**What to produce:**
Omit all images. Write out the rest of the material exactly.

================================

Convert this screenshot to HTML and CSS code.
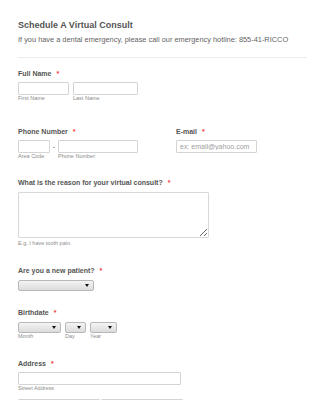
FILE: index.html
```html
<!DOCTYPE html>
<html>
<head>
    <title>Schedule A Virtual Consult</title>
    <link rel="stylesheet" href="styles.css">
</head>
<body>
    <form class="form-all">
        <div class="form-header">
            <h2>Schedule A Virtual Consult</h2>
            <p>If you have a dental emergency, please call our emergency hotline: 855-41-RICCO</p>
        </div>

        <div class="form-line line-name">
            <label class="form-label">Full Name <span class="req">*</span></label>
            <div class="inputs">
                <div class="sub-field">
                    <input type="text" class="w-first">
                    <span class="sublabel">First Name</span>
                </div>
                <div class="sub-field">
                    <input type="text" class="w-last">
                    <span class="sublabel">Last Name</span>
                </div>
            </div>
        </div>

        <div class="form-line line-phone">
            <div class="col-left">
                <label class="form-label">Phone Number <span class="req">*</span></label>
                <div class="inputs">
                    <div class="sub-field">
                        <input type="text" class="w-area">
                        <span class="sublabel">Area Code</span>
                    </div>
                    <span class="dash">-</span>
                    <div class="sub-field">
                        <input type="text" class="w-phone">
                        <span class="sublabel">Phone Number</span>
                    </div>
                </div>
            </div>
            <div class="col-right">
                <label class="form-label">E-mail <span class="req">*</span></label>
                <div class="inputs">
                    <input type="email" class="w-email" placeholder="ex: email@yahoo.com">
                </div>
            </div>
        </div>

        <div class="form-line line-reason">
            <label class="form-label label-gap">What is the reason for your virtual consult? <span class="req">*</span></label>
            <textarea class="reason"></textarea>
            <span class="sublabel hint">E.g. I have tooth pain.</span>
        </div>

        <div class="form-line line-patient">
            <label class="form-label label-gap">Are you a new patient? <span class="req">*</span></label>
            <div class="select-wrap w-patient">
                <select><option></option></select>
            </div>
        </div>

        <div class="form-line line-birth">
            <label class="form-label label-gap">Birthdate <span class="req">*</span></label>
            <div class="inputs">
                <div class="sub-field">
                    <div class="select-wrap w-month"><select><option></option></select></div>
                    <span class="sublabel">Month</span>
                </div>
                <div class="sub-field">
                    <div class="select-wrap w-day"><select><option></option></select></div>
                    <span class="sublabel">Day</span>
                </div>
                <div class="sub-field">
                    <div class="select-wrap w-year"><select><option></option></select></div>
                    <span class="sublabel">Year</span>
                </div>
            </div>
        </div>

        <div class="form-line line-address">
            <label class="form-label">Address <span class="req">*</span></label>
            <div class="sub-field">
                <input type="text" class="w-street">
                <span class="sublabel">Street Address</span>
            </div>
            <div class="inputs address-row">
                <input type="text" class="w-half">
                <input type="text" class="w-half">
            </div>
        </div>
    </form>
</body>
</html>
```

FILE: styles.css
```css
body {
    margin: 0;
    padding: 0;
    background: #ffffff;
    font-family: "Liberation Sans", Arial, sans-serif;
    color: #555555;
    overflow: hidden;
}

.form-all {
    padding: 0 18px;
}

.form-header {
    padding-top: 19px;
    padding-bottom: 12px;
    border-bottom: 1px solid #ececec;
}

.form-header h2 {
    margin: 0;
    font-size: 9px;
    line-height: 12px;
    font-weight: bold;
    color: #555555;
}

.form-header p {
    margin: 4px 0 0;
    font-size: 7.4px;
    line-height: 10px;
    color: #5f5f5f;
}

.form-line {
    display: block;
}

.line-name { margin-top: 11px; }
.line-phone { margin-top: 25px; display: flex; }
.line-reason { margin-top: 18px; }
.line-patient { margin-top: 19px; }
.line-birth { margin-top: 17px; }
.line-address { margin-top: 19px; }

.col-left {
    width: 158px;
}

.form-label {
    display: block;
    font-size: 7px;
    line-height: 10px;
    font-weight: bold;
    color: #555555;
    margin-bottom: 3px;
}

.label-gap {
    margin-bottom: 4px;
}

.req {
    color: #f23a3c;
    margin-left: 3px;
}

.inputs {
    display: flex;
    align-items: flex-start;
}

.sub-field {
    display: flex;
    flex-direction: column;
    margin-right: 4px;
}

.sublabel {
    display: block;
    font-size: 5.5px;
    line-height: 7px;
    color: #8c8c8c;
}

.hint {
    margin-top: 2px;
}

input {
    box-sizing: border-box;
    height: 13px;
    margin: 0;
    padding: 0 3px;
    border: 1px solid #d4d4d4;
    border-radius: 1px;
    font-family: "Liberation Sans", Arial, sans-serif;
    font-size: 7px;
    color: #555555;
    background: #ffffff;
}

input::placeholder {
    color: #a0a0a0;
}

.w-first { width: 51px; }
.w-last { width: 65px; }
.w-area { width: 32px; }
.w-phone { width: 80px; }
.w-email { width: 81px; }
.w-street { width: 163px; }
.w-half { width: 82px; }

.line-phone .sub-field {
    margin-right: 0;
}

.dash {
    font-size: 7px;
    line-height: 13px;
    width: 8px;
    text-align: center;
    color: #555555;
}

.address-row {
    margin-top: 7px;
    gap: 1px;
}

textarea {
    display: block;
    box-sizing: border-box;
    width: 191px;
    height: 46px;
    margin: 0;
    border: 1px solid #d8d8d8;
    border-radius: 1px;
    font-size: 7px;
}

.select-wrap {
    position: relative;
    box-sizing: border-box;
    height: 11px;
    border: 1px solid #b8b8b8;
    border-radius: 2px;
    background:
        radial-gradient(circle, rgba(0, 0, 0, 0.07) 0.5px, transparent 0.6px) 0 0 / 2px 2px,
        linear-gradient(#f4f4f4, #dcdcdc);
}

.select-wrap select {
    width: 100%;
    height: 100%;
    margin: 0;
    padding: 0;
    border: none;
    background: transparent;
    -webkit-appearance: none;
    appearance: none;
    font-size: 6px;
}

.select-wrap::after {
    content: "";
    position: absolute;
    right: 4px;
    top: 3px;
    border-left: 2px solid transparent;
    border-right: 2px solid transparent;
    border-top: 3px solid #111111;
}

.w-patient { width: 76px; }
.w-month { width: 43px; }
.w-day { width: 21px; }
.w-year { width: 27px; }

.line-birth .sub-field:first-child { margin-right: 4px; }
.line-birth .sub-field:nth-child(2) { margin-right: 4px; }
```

================================

**Solved exercise:**
Convert this screenshot to HTML and CSS code.
FILE: index.html
```html
<!DOCTYPE html>
<html>
<head>
    <title>Schedule A Virtual Consult</title>
    <link rel="stylesheet" href="styles.css">
</head>
<body>
    <form class="form-all">
        <div class="form-header">
            <h2>Schedule A Virtual Consult</h2>
            <p>If you have a dental emergency, please call our emergency hotline: 855-41-RICCO</p>
        </div>

        <div class="form-line line-name">
            <label class="form-label">Full Name <span class="req">*</span></label>
            <div class="inputs">
                <div class="sub-field">
                    <input type="text" class="w-first">
                    <span class="sublabel">First Name</span>
                </div>
                <div class="sub-field">
                    <input type="text" class="w-last">
                    <span class="sublabel">Last Name</span>
                </div>
            </div>
        </div>

        <div class="form-line line-phone">
            <div class="col-left">
                <label class="form-label">Phone Number <span class="req">*</span></label>
                <div class="inputs">
                    <div class="sub-field">
                        <input type="text" class="w-area">
                        <span class="sublabel">Area Code</span>
                    </div>
                    <span class="dash">-</span>
                    <div class="sub-field">
                        <input type="text" class="w-phone">
                        <span class="sublabel">Phone Number</span>
                    </div>
                </div>
            </div>
            <div class="col-right">
                <label class="form-label">E-mail <span class="req">*</span></label>
                <div class="inputs">
                    <input type="email" class="w-email" placeholder="ex: email@yahoo.com">
                </div>
            </div>
        </div>

        <div class="form-line line-reason">
            <label class="form-label label-gap">What is the reason for your virtual consult? <span class="req">*</span></label>
            <textarea class="reason"></textarea>
            <span class="sublabel hint">E.g. I have tooth pain.</span>
        </div>

        <div class="form-line line-patient">
            <label class="form-label label-gap">Are you a new patient? <span class="req">*</span></label>
            <div class="select-wrap w-patient">
                <select><option></option></select>
            </div>
        </div>

        <div class="form-line line-birth">
            <label class="form-label label-gap">Birthdate <span class="req">*</span></label>
            <div class="inputs">
                <div class="sub-field">
                    <div class="select-wrap w-month"><select><option></option></select></div>
                    <span class="sublabel">Month</span>
                </div>
                <div class="sub-field">
                    <div class="select-wrap w-day"><select><option></option></select></div>
                    <span class="sublabel">Day</span>
                </div>
                <div class="sub-field">
                    <div class="select-wrap w-year"><select><option></option></select></div>
                    <span class="sublabel">Year</span>
                </div>
            </div>
        </div>

        <div class="form-line line-address">
            <label class="form-label">Address <span class="req">*</span></label>
            <div class="sub-field">
                <input type="text" class="w-street">
                <span class="sublabel">Street Address</span>
            </div>
            <div class="inputs address-row">
                <input type="text" class="w-half">
                <input type="text" class="w-half">
            </div>
        </div>
    </form>
</body>
</html>
```

FILE: styles.css
```css
body {
    margin: 0;
    padding: 0;
    background: #ffffff;
    font-family: "Liberation Sans", Arial, sans-serif;
    color: #555555;
    overflow: hidden;
}

.form-all {
    padding: 0 18px;
}

.form-header {
    padding-top: 19px;
    padding-bottom: 12px;
    border-bottom: 1px solid #ececec;
}

.form-header h2 {
    margin: 0;
    font-size: 9px;
    line-height: 12px;
    font-weight: bold;
    color: #555555;
}

.form-header p {
    margin: 4px 0 0;
    font-size: 7.4px;
    line-height: 10px;
    color: #5f5f5f;
}

.form-line {
    display: block;
}

.line-name { margin-top: 11px; }
.line-phone { margin-top: 25px; display: flex; }
.line-reason { margin-top: 18px; }
.line-patient { margin-top: 19px; }
.line-birth { margin-top: 17px; }
.line-address { margin-top: 19px; }

.col-left {
    width: 158px;
}

.form-label {
    display: block;
    font-size: 7px;
    line-height: 10px;
    font-weight: bold;
    color: #555555;
    margin-bottom: 3px;
}

.label-gap {
    margin-bottom: 4px;
}

.req {
    color: #f23a3c;
    margin-left: 3px;
}

.inputs {
    display: flex;
    align-items: flex-start;
}

.sub-field {
    display: flex;
    flex-direction: column;
    margin-right: 4px;
}

.sublabel {
    display: block;
    font-size: 5.5px;
    line-height: 7px;
    color: #8c8c8c;
}

.hint {
    margin-top: 2px;
}

input {
    box-sizing: border-box;
    height: 13px;
    margin: 0;
    padding: 0 3px;
    border: 1px solid #d4d4d4;
    border-radius: 1px;
    font-family: "Liberation Sans", Arial, sans-serif;
    font-size: 7px;
    color: #555555;
    background: #ffffff;
}

input::placeholder {
    color: #a0a0a0;
}

.w-first { width: 51px; }
.w-last { width: 65px; }
.w-area { width: 32px; }
.w-phone { width: 80px; }
.w-email { width: 81px; }
.w-street { width: 163px; }
.w-half { width: 82px; }

.line-phone .sub-field {
    margin-right: 0;
}

.dash {
    font-size: 7px;
    line-height: 13px;
    width: 8px;
    text-align: center;
    color: #555555;
}

.address-row {
    margin-top: 7px;
    gap: 1px;
}

textarea {
    display: block;
    box-sizing: border-box;
    width: 191px;
    height: 46px;
    margin: 0;
    border: 1px solid #d8d8d8;
    border-radius: 1px;
    font-size: 7px;
}

.select-wrap {
    position: relative;
    box-sizing: border-box;
    height: 11px;
    border: 1px solid #b8b8b8;
    border-radius: 2px;
    background:
        radial-gradient(circle, rgba(0, 0, 0, 0.07) 0.5px, transparent 0.6px) 0 0 / 2px 2px,
        linear-gradient(#f4f4f4, #dcdcdc);
}

.select-wrap select {
    width: 100%;
    height: 100%;
    margin: 0;
    padding: 0;
    border: none;
    background: transparent;
    -webkit-appearance: none;
    appearance: none;
    font-size: 6px;
}

.select-wrap::after {
    content: "";
    position: absolute;
    right: 4px;
    top: 3px;
    border-left: 2px solid transparent;
    border-right: 2px solid transparent;
    border-top: 3px solid #111111;
}

.w-patient { width: 76px; }
.w-month { width: 43px; }
.w-day { width: 21px; }
.w-year { width: 27px; }

.line-birth .sub-field:first-child { margin-right: 4px; }
.line-birth .sub-field:nth-child(2) { margin-right: 4px; }
```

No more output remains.